* AIM OF THE EXERCISE: Below is a listing to transcribe in full and exactly; keep the pictures out.

* MATERIAL PROVIDED:

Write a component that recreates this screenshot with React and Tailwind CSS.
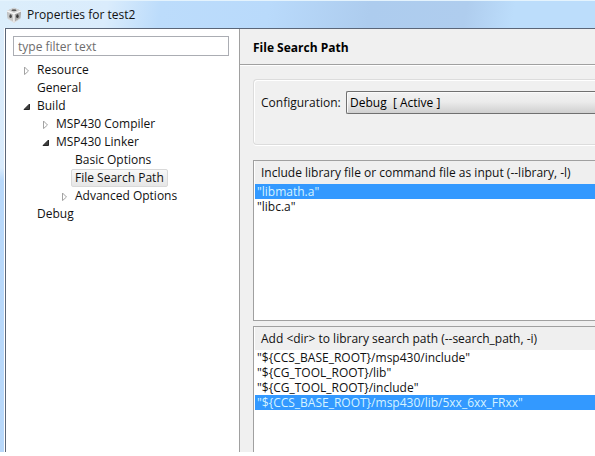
import React from "react";

const FONT = "font-['Open_Sans','Noto_Sans',sans-serif]";

function CubeIcon() {
  return (
    <svg viewBox="0 0 16 16" className="size-4 shrink-0" aria-hidden="true">
      <path d="M8 .8 15 3.8 14.2 11.6 8 15.4 1.8 11.6 1 3.8Z" fill="#a8a8a8" />
      <path d="M8 .8 15 3.8 8 6.8 1 3.8Z" fill="#d6d6d6" />
      <path d="M1 3.8 8 6.8V15.4L1.8 11.6Z" fill="#c6c6c6" />
      <path d="M15 3.8 8 6.8V15.4L14.2 11.6Z" fill="#a9a9a9" />
      <path d="M1 3.8 8 6.8 15 3.8M8 6.8V15.4" fill="none" stroke="#f8f8f8" strokeWidth="1.4" />
      <path d="M1.8 11.6 8 15.4 14.2 11.6" fill="none" stroke="#e2e2e2" strokeWidth=".8" />
      <ellipse cx="8" cy="3.2" rx="2.6" ry="1" fill="#5a5a5a" />
      <ellipse cx="4.6" cy="9.2" rx="1.2" ry="1.9" fill="#454545" />
      <ellipse cx="11.4" cy="9.2" rx="1.2" ry="1.9" fill="#383838" />
    </svg>
  );
}

function Arrow({ open }) {
  return (
    <svg viewBox="0 0 8 10" className="h-[10px] w-2" aria-hidden="true">
      {open ? (
        <path d="M6.5 3V8.5H1Z" fill="#404040" stroke="#262626" strokeWidth="1" />
      ) : (
        <path d="M1.5 2 5.5 6 1.5 9.6Z" fill="#fff" stroke="#a3a3a3" strokeWidth="1" />
      )}
    </svg>
  );
}

const TREE = [
  { label: "Resource", indent: "pl-[17px]", state: "closed" },
  { label: "General", indent: "pl-[17px]" },
  { label: "Build", indent: "pl-[17px]", state: "open" },
  { label: "MSP430 Compiler", indent: "pl-9", state: "closed" },
  { label: "MSP430 Linker", indent: "pl-9", state: "open" },
  { label: "Basic Options", indent: "pl-[55px]" },
  { label: "File Search Path", indent: "pl-[55px]", selected: true },
  { label: "Advanced Options", indent: "pl-[55px]", state: "closed" },
  { label: "Debug", indent: "pl-[17px]" },
];

function TreeRow({ label, indent, state, selected }) {
  return (
    <li className={`flex h-[18px] items-center ${indent}`}>
      <span className="flex w-[10px] shrink-0">{state && <Arrow open={state === "open"} />}</span>
      <button
        type="button"
        className={`h-[18px] rounded-xs border px-[3px] leading-4 whitespace-nowrap ${
          selected ? "border-[#d9d9d9] bg-linear-to-b from-[#f8f8f8] to-[#e6e6e6]" : "border-transparent"
        }`}
      >
        {label}
      </button>
    </li>
  );
}

function PathList({ title, items, selected, className }) {
  return (
    <section className={`flex flex-col border-l border-t border-[#a0a0a0] bg-white pl-px ${className}`}>
      <h2 className="flex h-[23px] shrink-0 items-center bg-[#efefef] pl-[6px] whitespace-nowrap">{title}</h2>
      <ul>
        {items.map((item) => (
          <li key={item}>
            <button
              type="button"
              className={`block h-[15px] w-full pl-[2px] text-left leading-[15px] whitespace-nowrap ${
                item === selected ? "bg-[#3399ff] text-[#d5f3ff]" : ""
              }`}
            >
              {item}
            </button>
          </li>
        ))}
      </ul>
    </section>
  );
}

export default function App() {
  return (
    <div className={`h-screen overflow-hidden bg-white pb-1 text-[12px] leading-4 text-[#111] ${FONT}`}>
      <div className="flex h-full flex-col bg-[#c3dffa]">
        <header className="flex h-7 shrink-0 items-center gap-[5px] border-t border-[#e4f3fd] bg-[linear-gradient(100deg,#dceefb_0%,#daecfc_18%,#bcdcfb_27%,#b9dafb_45%,#adccee_62%,#afcdee_78%,#bcddfb_86%,#bcddfb_100%)] pl-[6px]">
          <CubeIcon />
          <h1 className="whitespace-nowrap">Properties for test2</h1>
        </header>
        <div className="flex min-h-0 flex-1">
          <div className="w-[5px] shrink-0 border-r border-white bg-linear-to-b from-[#dcedfb] from-0% via-[#d9ebfc] via-33% to-[#b8d8fa] to-36%" />
          <div className="flex min-w-0 flex-1 border-l border-t border-[#5b6678] bg-[#f0f0f0]">
            <nav className="w-[233px] shrink-0 bg-white pt-[7px]" aria-label="Property pages">
              <input
                type="text"
                aria-label="Filter"
                placeholder="type filter text"
                className="ml-[7px] block h-5 w-[216px] border border-[#abadb3] bg-white px-1 leading-4 outline-none placeholder:text-[#6d6d6d]"
              />
              <ul className="mt-[5px]">
                {TREE.map((row) => (
                  <TreeRow key={row.label} {...row} />
                ))}
              </ul>
            </nav>
            <main className="flex min-w-0 flex-1 flex-col border-l border-[#a0a0a0]">
              <div className="flex h-9 shrink-0 items-center border-b border-[#a0a0a0] pl-[13px] pt-[3px]">
                <h2 className="font-bold text-black">File Search Path</h2>
              </div>
              <div className="flex min-h-0 flex-1 flex-col border-t border-white pl-[13px] pt-[13px]">
                <div className="flex h-[66px] shrink-0 items-start rounded-l-sm border-y border-l border-[#dcdcdc] pl-[7px] pt-[11px] shadow-[inset_1px_1px_0_#fff,0_1px_0_#fff]">
                  <label htmlFor="configuration" className="w-[85px] shrink-0 pt-1">
                    Configuration:
                  </label>
                  <select
                    id="configuration"
                    className="h-[23px] min-w-0 flex-1 appearance-none rounded-l-xs border-y border-l border-[#707070] bg-linear-to-b from-[#f2f2f2] from-0% via-[#ebebeb] via-48% to-[#cfcfcf] to-100% pl-[3px] leading-4 text-black shadow-[inset_1px_1px_0_#fafafa]"
                  >
                    <option>{"Debug\u00a0 [ Active ]"}</option>
                  </select>
                </div>
                <PathList
                  className="mt-[15px] h-[161px] shrink-0 border-b"
                  title="Include library file or command file as input (--library, -l)"
                  items={['"libmath.a"', '"libc.a"']}
                  selected={'"libmath.a"'}
                />
                <PathList
                  className="mt-[5px] min-h-0 flex-1"
                  title="Add <dir> to library search path (--search_path, -i)"
                  items={[
                    '"${CCS_BASE_ROOT}/msp430/include"',
                    '"${CG_TOOL_ROOT}/lib"',
                    '"${CG_TOOL_ROOT}/include"',
                    '"${CCS_BASE_ROOT}/msp430/lib/5xx_6xx_FRxx"',
                  ]}
                  selected={'"${CCS_BASE_ROOT}/msp430/lib/5xx_6xx_FRxx"'}
                />
              </div>
            </main>
          </div>
        </div>
      </div>
    </div>
  );
}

* SOLUTION TO THIS EXERCISE:
Write a component that recreates this screenshot with React and Tailwind CSS.
import React from "react";

const FONT = "font-['Open_Sans','Noto_Sans',sans-serif]";

function CubeIcon() {
  return (
    <svg viewBox="0 0 16 16" className="size-4 shrink-0" aria-hidden="true">
      <path d="M8 .8 15 3.8 14.2 11.6 8 15.4 1.8 11.6 1 3.8Z" fill="#a8a8a8" />
      <path d="M8 .8 15 3.8 8 6.8 1 3.8Z" fill="#d6d6d6" />
      <path d="M1 3.8 8 6.8V15.4L1.8 11.6Z" fill="#c6c6c6" />
      <path d="M15 3.8 8 6.8V15.4L14.2 11.6Z" fill="#a9a9a9" />
      <path d="M1 3.8 8 6.8 15 3.8M8 6.8V15.4" fill="none" stroke="#f8f8f8" strokeWidth="1.4" />
      <path d="M1.8 11.6 8 15.4 14.2 11.6" fill="none" stroke="#e2e2e2" strokeWidth=".8" />
      <ellipse cx="8" cy="3.2" rx="2.6" ry="1" fill="#5a5a5a" />
      <ellipse cx="4.6" cy="9.2" rx="1.2" ry="1.9" fill="#454545" />
      <ellipse cx="11.4" cy="9.2" rx="1.2" ry="1.9" fill="#383838" />
    </svg>
  );
}

function Arrow({ open }) {
  return (
    <svg viewBox="0 0 8 10" className="h-[10px] w-2" aria-hidden="true">
      {open ? (
        <path d="M6.5 3V8.5H1Z" fill="#404040" stroke="#262626" strokeWidth="1" />
      ) : (
        <path d="M1.5 2 5.5 6 1.5 9.6Z" fill="#fff" stroke="#a3a3a3" strokeWidth="1" />
      )}
    </svg>
  );
}

const TREE = [
  { label: "Resource", indent: "pl-[17px]", state: "closed" },
  { label: "General", indent: "pl-[17px]" },
  { label: "Build", indent: "pl-[17px]", state: "open" },
  { label: "MSP430 Compiler", indent: "pl-9", state: "closed" },
  { label: "MSP430 Linker", indent: "pl-9", state: "open" },
  { label: "Basic Options", indent: "pl-[55px]" },
  { label: "File Search Path", indent: "pl-[55px]", selected: true },
  { label: "Advanced Options", indent: "pl-[55px]", state: "closed" },
  { label: "Debug", indent: "pl-[17px]" },
];

function TreeRow({ label, indent, state, selected }) {
  return (
    <li className={`flex h-[18px] items-center ${indent}`}>
      <span className="flex w-[10px] shrink-0">{state && <Arrow open={state === "open"} />}</span>
      <button
        type="button"
        className={`h-[18px] rounded-xs border px-[3px] leading-4 whitespace-nowrap ${
          selected ? "border-[#d9d9d9] bg-linear-to-b from-[#f8f8f8] to-[#e6e6e6]" : "border-transparent"
        }`}
      >
        {label}
      </button>
    </li>
  );
}

function PathList({ title, items, selected, className }) {
  return (
    <section className={`flex flex-col border-l border-t border-[#a0a0a0] bg-white pl-px ${className}`}>
      <h2 className="flex h-[23px] shrink-0 items-center bg-[#efefef] pl-[6px] whitespace-nowrap">{title}</h2>
      <ul>
        {items.map((item) => (
          <li key={item}>
            <button
              type="button"
              className={`block h-[15px] w-full pl-[2px] text-left leading-[15px] whitespace-nowrap ${
                item === selected ? "bg-[#3399ff] text-[#d5f3ff]" : ""
              }`}
            >
              {item}
            </button>
          </li>
        ))}
      </ul>
    </section>
  );
}

export default function App() {
  return (
    <div className={`h-screen overflow-hidden bg-white pb-1 text-[12px] leading-4 text-[#111] ${FONT}`}>
      <div className="flex h-full flex-col bg-[#c3dffa]">
        <header className="flex h-7 shrink-0 items-center gap-[5px] border-t border-[#e4f3fd] bg-[linear-gradient(100deg,#dceefb_0%,#daecfc_18%,#bcdcfb_27%,#b9dafb_45%,#adccee_62%,#afcdee_78%,#bcddfb_86%,#bcddfb_100%)] pl-[6px]">
          <CubeIcon />
          <h1 className="whitespace-nowrap">Properties for test2</h1>
        </header>
        <div className="flex min-h-0 flex-1">
          <div className="w-[5px] shrink-0 border-r border-white bg-linear-to-b from-[#dcedfb] from-0% via-[#d9ebfc] via-33% to-[#b8d8fa] to-36%" />
          <div className="flex min-w-0 flex-1 border-l border-t border-[#5b6678] bg-[#f0f0f0]">
            <nav className="w-[233px] shrink-0 bg-white pt-[7px]" aria-label="Property pages">
              <input
                type="text"
                aria-label="Filter"
                placeholder="type filter text"
                className="ml-[7px] block h-5 w-[216px] border border-[#abadb3] bg-white px-1 leading-4 outline-none placeholder:text-[#6d6d6d]"
              />
              <ul className="mt-[5px]">
                {TREE.map((row) => (
                  <TreeRow key={row.label} {...row} />
                ))}
              </ul>
            </nav>
            <main className="flex min-w-0 flex-1 flex-col border-l border-[#a0a0a0]">
              <div className="flex h-9 shrink-0 items-center border-b border-[#a0a0a0] pl-[13px] pt-[3px]">
                <h2 className="font-bold text-black">File Search Path</h2>
              </div>
              <div className="flex min-h-0 flex-1 flex-col border-t border-white pl-[13px] pt-[13px]">
                <div className="flex h-[66px] shrink-0 items-start rounded-l-sm border-y border-l border-[#dcdcdc] pl-[7px] pt-[11px] shadow-[inset_1px_1px_0_#fff,0_1px_0_#fff]">
                  <label htmlFor="configuration" className="w-[85px] shrink-0 pt-1">
                    Configuration:
                  </label>
                  <select
                    id="configuration"
                    className="h-[23px] min-w-0 flex-1 appearance-none rounded-l-xs border-y border-l border-[#707070] bg-linear-to-b from-[#f2f2f2] from-0% via-[#ebebeb] via-48% to-[#cfcfcf] to-100% pl-[3px] leading-4 text-black shadow-[inset_1px_1px_0_#fafafa]"
                  >
                    <option>{"Debug\u00a0 [ Active ]"}</option>
                  </select>
                </div>
                <PathList
                  className="mt-[15px] h-[161px] shrink-0 border-b"
                  title="Include library file or command file as input (--library, -l)"
                  items={['"libmath.a"', '"libc.a"']}
                  selected={'"libmath.a"'}
                />
                <PathList
                  className="mt-[5px] min-h-0 flex-1"
                  title="Add <dir> to library search path (--search_path, -i)"
                  items={[
                    '"${CCS_BASE_ROOT}/msp430/include"',
                    '"${CG_TOOL_ROOT}/lib"',
                    '"${CG_TOOL_ROOT}/include"',
                    '"${CCS_BASE_ROOT}/msp430/lib/5xx_6xx_FRxx"',
                  ]}
                  selected={'"${CCS_BASE_ROOT}/msp430/lib/5xx_6xx_FRxx"'}
                />
              </div>
            </main>
          </div>
        </div>
      </div>
    </div>
  );
}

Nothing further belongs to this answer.